The other thing that I can suggest is that you talk about her as much as you can to everyone that you can. There's a saying that I read in a book once -- tea and talk are Jewish therapy, you talk until your pain and your grief become one more experience that you share with others. I kind of liked the saying because it demonstrates that THE ONLY THING THAT YOU HAVE TO GIVE UP IS THE PAIN AND THE GRIEF. You do not have to give up your wife or the history that you two had together. I've been divorced since 1979. He passed away in 1996. I STILL dream about him.

ESL, take the rest of the year to treat yourself well. Eat right. Sleep well. Drink your coffee and your tea out of something besides paper. Don't try to force yourself into situations that you're not ready for -- dating, hanging around people that piss you off. Don't make any big decisions like selling houses or throwing your wife's clothes out.

There's a reason why Jews wait until the end of the first year to place a stone on the grave. You NEED that entire year to start getting your balance back.

Maybe check into fostering a dog. There are a lot of animals that need temporary homes to recover from trauma. You'd be good at sheltering and protecting a little soul while it gets back on it's feet.

You've got a long year ahead of you, ESL. I don't know about being rewarded for going through hell. But, you WILL BE rewarded for taking care of another human being that needed it. And, you will be rewarded for the care and love that you gave your little doggie friend.

I understand the loneliness. It's too soon, really, for you to interact with people. But, going to a play in the afternoon, or going to a concert at your local church or synagogue, or sitting in the park with a cup of coffee and a good book -- all of these will help you continue the connection to other people, without pushing too soon when you're not really ready.

I know a lot of us who have been caretakers tended to push other people out of our lives -- the people you worked with, your family, your friends. Try to connect up with these people again -- something simple, like coffee, or going out for pizza, or going to a movie.

You've made a really good first step by coming here. Continue taking the steps. It gets easier.
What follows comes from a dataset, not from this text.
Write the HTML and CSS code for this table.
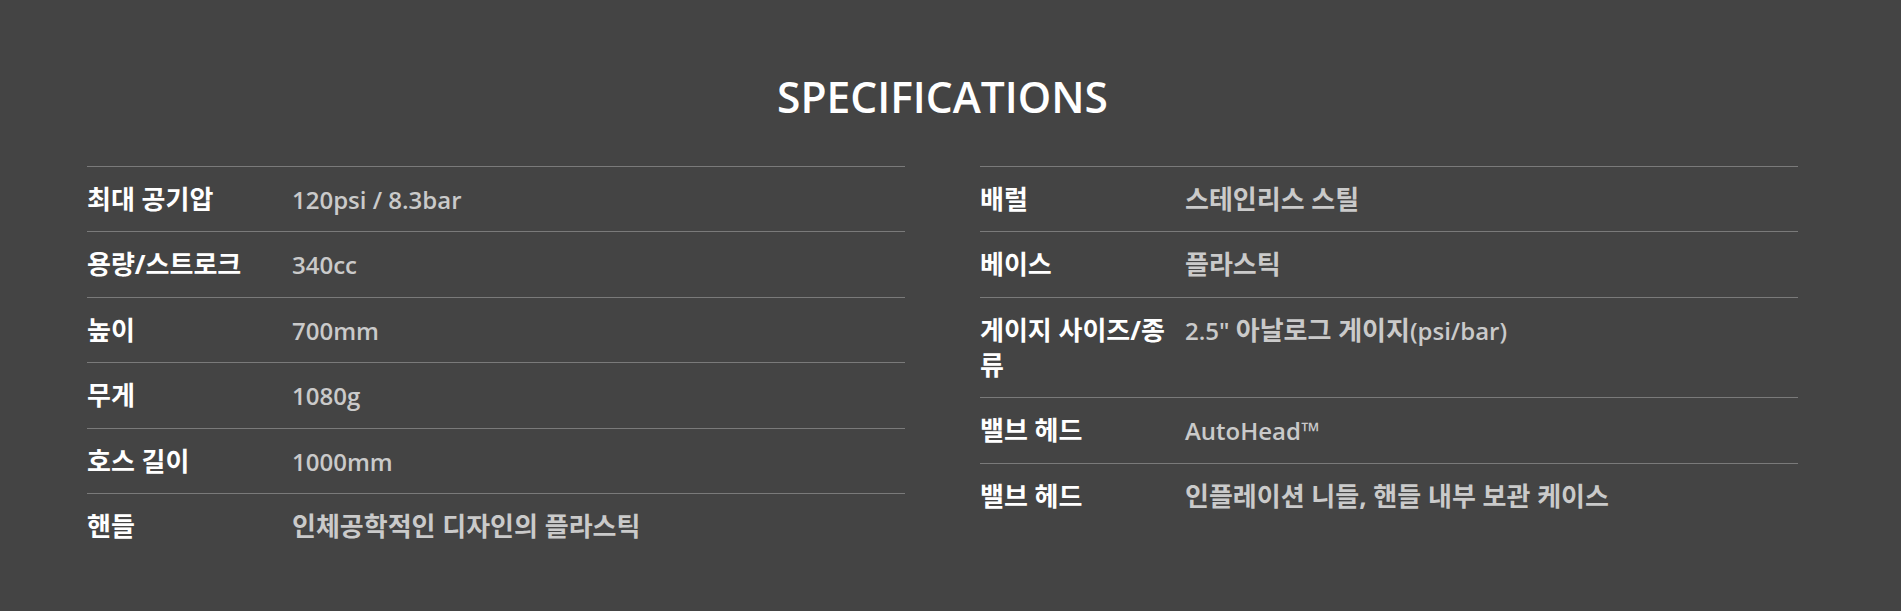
FILE: index.html
```html
<!DOCTYPE html>
<html lang="ko">
<head>
<meta charset="utf-8">
<title>Specifications</title>
<link rel="stylesheet" href="styles.css">
</head>
<body>
<section class="specs">
  <h2 class="specs-title">SPECIFICATIONS</h2>
  <div class="specs-grid">
    <dl class="spec-list">
      <div class="spec-row"><dt>최대 공기압</dt><dd>120psi / 8.3bar</dd></div>
      <div class="spec-row"><dt>용량/스트로크</dt><dd>340cc</dd></div>
      <div class="spec-row"><dt>높이</dt><dd>700mm</dd></div>
      <div class="spec-row"><dt>무게</dt><dd>1080g</dd></div>
      <div class="spec-row"><dt>호스 길이</dt><dd>1000mm</dd></div>
      <div class="spec-row"><dt>핸들</dt><dd><span class="ko">인체공학적인 디자인의 플라스틱</span></dd></div>
    </dl>
    <dl class="spec-list">
      <div class="spec-row"><dt>배럴</dt><dd><span class="ko">스테인리스 스틸</span></dd></div>
      <div class="spec-row"><dt>베이스</dt><dd><span class="ko">플라스틱</span></dd></div>
      <div class="spec-row"><dt>게이지 사이즈/종류</dt><dd>2.5" <span class="ko">아날로그 게이지</span>(psi/bar)</dd></div>
      <div class="spec-row"><dt>밸브 헤드</dt><dd>AutoHead™</dd></div>
      <div class="spec-row"><dt>밸브 헤드</dt><dd><span class="ko">인플레이션 니들, 핸들 내부 보관 케이스</span></dd></div>
    </dl>
  </div>
</section>
</body>
</html>
```
FILE: styles.css
```css
html, body {
  margin: 0;
  padding: 0;
  background: #444444;
}

body {
  font-family: "Open Sans", "Noto Sans CJK KR", sans-serif;
  color: #ffffff;
}

.specs {
  width: 1711px;
  padding: 71px 0 40px 87px;
}

.specs-title {
  margin: 0 0 43px;
  font-size: 42.5px;
  line-height: 52px;
  font-weight: 600;
  text-align: center;
  color: #ffffff;
}

.specs-grid {
  display: grid;
  grid-template-columns: 818px 818px;
  column-gap: 75px;
  align-items: start;
}

.spec-list {
  margin: 0;
}

.spec-row {
  display: flex;
  border-top: 1px solid #7a7a7a;
  padding: 15px 0 14.4px;
  line-height: 35px;
}

.spec-row dt {
  flex: 0 0 205px;
  box-sizing: border-box;
  padding-right: 4px;
  font-size: 26px;
  font-weight: 700;
  color: #ffffff;
}

.spec-row dd {
  margin: 0;
  flex: 1;
  font-size: 24px;
  font-weight: 600;
  color: #cacaca;
}

.spec-row dd .ko {
  font-size: 26px;
  font-weight: 700;
}
```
And the fact that you stepped up to the plate and did what was necessary will be a comfort to you as you start to heal.

I took care of my Mom while she was in hospice. I was with her when she passed. A truly blessed experience for me.

There'll come a time in the future when you'll think of something that you and your wife did together -- and the first feeling will be laughter and a smile, not pain. That's when the healing actually starts.

Bless you, ESL. There are a lot of out here that have walked a similar road. We all understand. And we all are ready to help.

Barb http://img.photobucket.com/albums/v90/moose53/MINIS/HUGS/holding-hands.gif

houghchrst
05-29-2009, 02:13 PM
I can't top what Barb said, she is always so eloquent and caring. Just wanted you to know I hear you, say hi, and give you a hug.

((((((((((ESL)))))))))

joy
05-29-2009, 03:01 PM
it has been a long battle for you. i so admire you for sticking with it and i know it meant the world to your wife.

i imagine you are still a young enough person and i hope you will take some time for yourself now. explore anything and everything that interest you. i hope you will keep us in mind and will let us know how you are doing from time to time.

if anybody ever deserves a break now i'd say it was you and i hope the best things in life are out there waiting for you.

Buttons2
05-29-2009, 08:41 PM
You're a true survivor. Stick around & maybe find some support here. (((hugs)))

ESL
06-19-2009, 09:43 PM
A BIG thank you to everyone who replied. Your comforting words and advice is taken to heart, I assure you. I know I have a long way to go in my recovery of what life has dealt me, but I'll get there.

Again, thank you.

joy
06-19-2009, 10:57 PM
it is good to hear from you again ESL.. i can usually be found in the forum for emotional support. i'd be glad to yap with you here or there, anywhere if you'd like to stay around.

Buttons2
06-20-2009, 02:58 PM
We'll be glad to get to know you ESL. Ya might be surprised how supportive a cyber group can be. Helps to share afterall.